> **What to produce**
Repeat the data below exactly, dropping any pictures it holds.
◇ ◇ ◇ ◇ ◇ ◇ ◇
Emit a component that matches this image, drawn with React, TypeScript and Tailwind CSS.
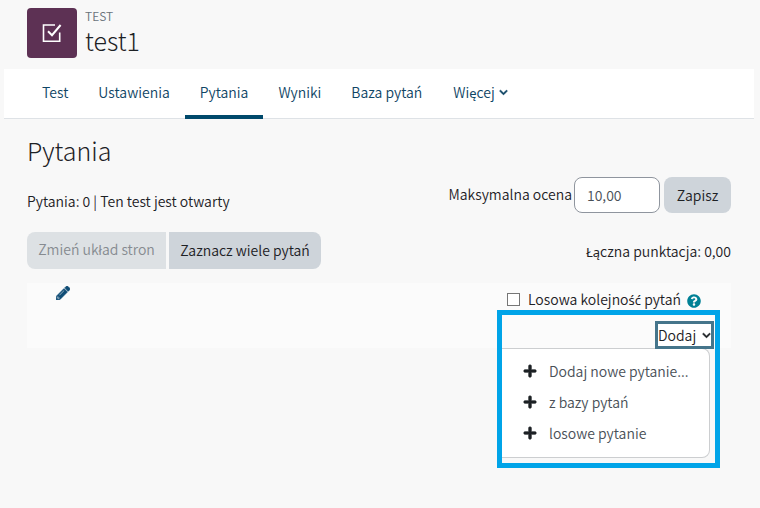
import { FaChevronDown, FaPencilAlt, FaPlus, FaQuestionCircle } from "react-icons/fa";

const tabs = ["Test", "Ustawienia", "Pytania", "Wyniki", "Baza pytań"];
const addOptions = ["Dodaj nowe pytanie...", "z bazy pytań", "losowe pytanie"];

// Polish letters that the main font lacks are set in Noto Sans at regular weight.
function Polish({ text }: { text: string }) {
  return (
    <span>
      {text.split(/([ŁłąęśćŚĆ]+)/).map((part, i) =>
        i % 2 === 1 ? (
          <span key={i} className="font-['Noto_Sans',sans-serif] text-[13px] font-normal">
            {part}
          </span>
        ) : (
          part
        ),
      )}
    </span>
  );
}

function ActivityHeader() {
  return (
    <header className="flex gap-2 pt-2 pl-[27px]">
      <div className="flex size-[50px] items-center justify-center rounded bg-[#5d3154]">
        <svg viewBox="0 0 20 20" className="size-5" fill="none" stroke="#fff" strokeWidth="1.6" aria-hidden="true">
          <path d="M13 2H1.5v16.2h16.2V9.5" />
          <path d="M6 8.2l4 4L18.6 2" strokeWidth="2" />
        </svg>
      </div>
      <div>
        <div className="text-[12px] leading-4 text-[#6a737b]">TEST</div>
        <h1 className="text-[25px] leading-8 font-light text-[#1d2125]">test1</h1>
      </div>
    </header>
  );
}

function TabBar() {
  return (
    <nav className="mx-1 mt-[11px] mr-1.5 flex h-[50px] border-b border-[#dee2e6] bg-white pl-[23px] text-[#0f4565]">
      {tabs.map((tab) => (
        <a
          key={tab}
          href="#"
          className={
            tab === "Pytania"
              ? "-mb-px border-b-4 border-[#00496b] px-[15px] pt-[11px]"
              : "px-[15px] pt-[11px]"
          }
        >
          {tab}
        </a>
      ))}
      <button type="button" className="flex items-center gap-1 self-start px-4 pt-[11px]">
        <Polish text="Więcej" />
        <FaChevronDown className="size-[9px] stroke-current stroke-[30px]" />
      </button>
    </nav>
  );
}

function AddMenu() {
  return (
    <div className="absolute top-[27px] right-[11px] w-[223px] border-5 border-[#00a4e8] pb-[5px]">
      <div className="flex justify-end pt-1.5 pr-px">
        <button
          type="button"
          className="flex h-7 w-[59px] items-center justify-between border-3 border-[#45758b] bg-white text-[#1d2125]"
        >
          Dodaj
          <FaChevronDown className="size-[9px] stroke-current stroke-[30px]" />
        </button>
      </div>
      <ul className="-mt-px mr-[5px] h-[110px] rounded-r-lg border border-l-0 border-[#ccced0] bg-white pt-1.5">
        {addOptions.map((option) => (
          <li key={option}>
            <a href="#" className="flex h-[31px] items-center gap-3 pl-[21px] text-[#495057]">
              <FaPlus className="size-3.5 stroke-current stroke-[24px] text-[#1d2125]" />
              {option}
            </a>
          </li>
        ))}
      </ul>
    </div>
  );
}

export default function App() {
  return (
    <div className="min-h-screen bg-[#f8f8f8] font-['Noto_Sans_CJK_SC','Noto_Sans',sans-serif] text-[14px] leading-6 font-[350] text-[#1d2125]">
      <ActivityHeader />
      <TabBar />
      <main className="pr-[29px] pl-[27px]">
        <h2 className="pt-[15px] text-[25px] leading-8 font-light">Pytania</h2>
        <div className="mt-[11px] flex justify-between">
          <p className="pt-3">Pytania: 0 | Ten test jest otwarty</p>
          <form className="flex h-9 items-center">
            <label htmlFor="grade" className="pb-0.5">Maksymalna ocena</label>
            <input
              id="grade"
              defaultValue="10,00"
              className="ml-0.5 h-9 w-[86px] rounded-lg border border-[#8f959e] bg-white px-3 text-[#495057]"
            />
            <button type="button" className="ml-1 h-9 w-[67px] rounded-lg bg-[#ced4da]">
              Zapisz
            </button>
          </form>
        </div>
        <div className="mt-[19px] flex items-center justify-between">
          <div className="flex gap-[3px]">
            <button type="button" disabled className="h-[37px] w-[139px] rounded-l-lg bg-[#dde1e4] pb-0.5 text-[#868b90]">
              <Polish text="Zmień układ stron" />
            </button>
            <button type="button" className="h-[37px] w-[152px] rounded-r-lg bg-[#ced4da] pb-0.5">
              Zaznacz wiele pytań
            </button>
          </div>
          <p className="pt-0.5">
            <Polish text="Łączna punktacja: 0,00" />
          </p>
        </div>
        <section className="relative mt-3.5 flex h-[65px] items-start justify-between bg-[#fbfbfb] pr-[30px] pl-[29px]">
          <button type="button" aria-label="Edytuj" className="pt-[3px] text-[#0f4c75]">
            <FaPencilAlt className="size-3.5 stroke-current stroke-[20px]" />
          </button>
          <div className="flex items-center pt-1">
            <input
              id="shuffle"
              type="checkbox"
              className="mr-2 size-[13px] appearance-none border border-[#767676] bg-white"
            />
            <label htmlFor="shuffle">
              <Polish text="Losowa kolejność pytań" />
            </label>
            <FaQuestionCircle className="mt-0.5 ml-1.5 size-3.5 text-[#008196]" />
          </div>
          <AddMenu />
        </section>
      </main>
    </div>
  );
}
◇ ◇ ◇ ◇ ◇ ◇ ◇
> **Written response**
Emit a component that matches this image, drawn with React, TypeScript and Tailwind CSS.
import { FaChevronDown, FaPencilAlt, FaPlus, FaQuestionCircle } from "react-icons/fa";

const tabs = ["Test", "Ustawienia", "Pytania", "Wyniki", "Baza pytań"];
const addOptions = ["Dodaj nowe pytanie...", "z bazy pytań", "losowe pytanie"];

// Polish letters that the main font lacks are set in Noto Sans at regular weight.
function Polish({ text }: { text: string }) {
  return (
    <span>
      {text.split(/([ŁłąęśćŚĆ]+)/).map((part, i) =>
        i % 2 === 1 ? (
          <span key={i} className="font-['Noto_Sans',sans-serif] text-[13px] font-normal">
            {part}
          </span>
        ) : (
          part
        ),
      )}
    </span>
  );
}

function ActivityHeader() {
  return (
    <header className="flex gap-2 pt-2 pl-[27px]">
      <div className="flex size-[50px] items-center justify-center rounded bg-[#5d3154]">
        <svg viewBox="0 0 20 20" className="size-5" fill="none" stroke="#fff" strokeWidth="1.6" aria-hidden="true">
          <path d="M13 2H1.5v16.2h16.2V9.5" />
          <path d="M6 8.2l4 4L18.6 2" strokeWidth="2" />
        </svg>
      </div>
      <div>
        <div className="text-[12px] leading-4 text-[#6a737b]">TEST</div>
        <h1 className="text-[25px] leading-8 font-light text-[#1d2125]">test1</h1>
      </div>
    </header>
  );
}

function TabBar() {
  return (
    <nav className="mx-1 mt-[11px] mr-1.5 flex h-[50px] border-b border-[#dee2e6] bg-white pl-[23px] text-[#0f4565]">
      {tabs.map((tab) => (
        <a
          key={tab}
          href="#"
          className={
            tab === "Pytania"
              ? "-mb-px border-b-4 border-[#00496b] px-[15px] pt-[11px]"
              : "px-[15px] pt-[11px]"
          }
        >
          {tab}
        </a>
      ))}
      <button type="button" className="flex items-center gap-1 self-start px-4 pt-[11px]">
        <Polish text="Więcej" />
        <FaChevronDown className="size-[9px] stroke-current stroke-[30px]" />
      </button>
    </nav>
  );
}

function AddMenu() {
  return (
    <div className="absolute top-[27px] right-[11px] w-[223px] border-5 border-[#00a4e8] pb-[5px]">
      <div className="flex justify-end pt-1.5 pr-px">
        <button
          type="button"
          className="flex h-7 w-[59px] items-center justify-between border-3 border-[#45758b] bg-white text-[#1d2125]"
        >
          Dodaj
          <FaChevronDown className="size-[9px] stroke-current stroke-[30px]" />
        </button>
      </div>
      <ul className="-mt-px mr-[5px] h-[110px] rounded-r-lg border border-l-0 border-[#ccced0] bg-white pt-1.5">
        {addOptions.map((option) => (
          <li key={option}>
            <a href="#" className="flex h-[31px] items-center gap-3 pl-[21px] text-[#495057]">
              <FaPlus className="size-3.5 stroke-current stroke-[24px] text-[#1d2125]" />
              {option}
            </a>
          </li>
        ))}
      </ul>
    </div>
  );
}

export default function App() {
  return (
    <div className="min-h-screen bg-[#f8f8f8] font-['Noto_Sans_CJK_SC','Noto_Sans',sans-serif] text-[14px] leading-6 font-[350] text-[#1d2125]">
      <ActivityHeader />
      <TabBar />
      <main className="pr-[29px] pl-[27px]">
        <h2 className="pt-[15px] text-[25px] leading-8 font-light">Pytania</h2>
        <div className="mt-[11px] flex justify-between">
          <p className="pt-3">Pytania: 0 | Ten test jest otwarty</p>
          <form className="flex h-9 items-center">
            <label htmlFor="grade" className="pb-0.5">Maksymalna ocena</label>
            <input
              id="grade"
              defaultValue="10,00"
              className="ml-0.5 h-9 w-[86px] rounded-lg border border-[#8f959e] bg-white px-3 text-[#495057]"
            />
            <button type="button" className="ml-1 h-9 w-[67px] rounded-lg bg-[#ced4da]">
              Zapisz
            </button>
          </form>
        </div>
        <div className="mt-[19px] flex items-center justify-between">
          <div className="flex gap-[3px]">
            <button type="button" disabled className="h-[37px] w-[139px] rounded-l-lg bg-[#dde1e4] pb-0.5 text-[#868b90]">
              <Polish text="Zmień układ stron" />
            </button>
            <button type="button" className="h-[37px] w-[152px] rounded-r-lg bg-[#ced4da] pb-0.5">
              Zaznacz wiele pytań
            </button>
          </div>
          <p className="pt-0.5">
            <Polish text="Łączna punktacja: 0,00" />
          </p>
        </div>
        <section className="relative mt-3.5 flex h-[65px] items-start justify-between bg-[#fbfbfb] pr-[30px] pl-[29px]">
          <button type="button" aria-label="Edytuj" className="pt-[3px] text-[#0f4c75]">
            <FaPencilAlt className="size-3.5 stroke-current stroke-[20px]" />
          </button>
          <div className="flex items-center pt-1">
            <input
              id="shuffle"
              type="checkbox"
              className="mr-2 size-[13px] appearance-none border border-[#767676] bg-white"
            />
            <label htmlFor="shuffle">
              <Polish text="Losowa kolejność pytań" />
            </label>
            <FaQuestionCircle className="mt-0.5 ml-1.5 size-3.5 text-[#008196]" />
          </div>
          <AddMenu />
        </section>
      </main>
    </div>
  );
}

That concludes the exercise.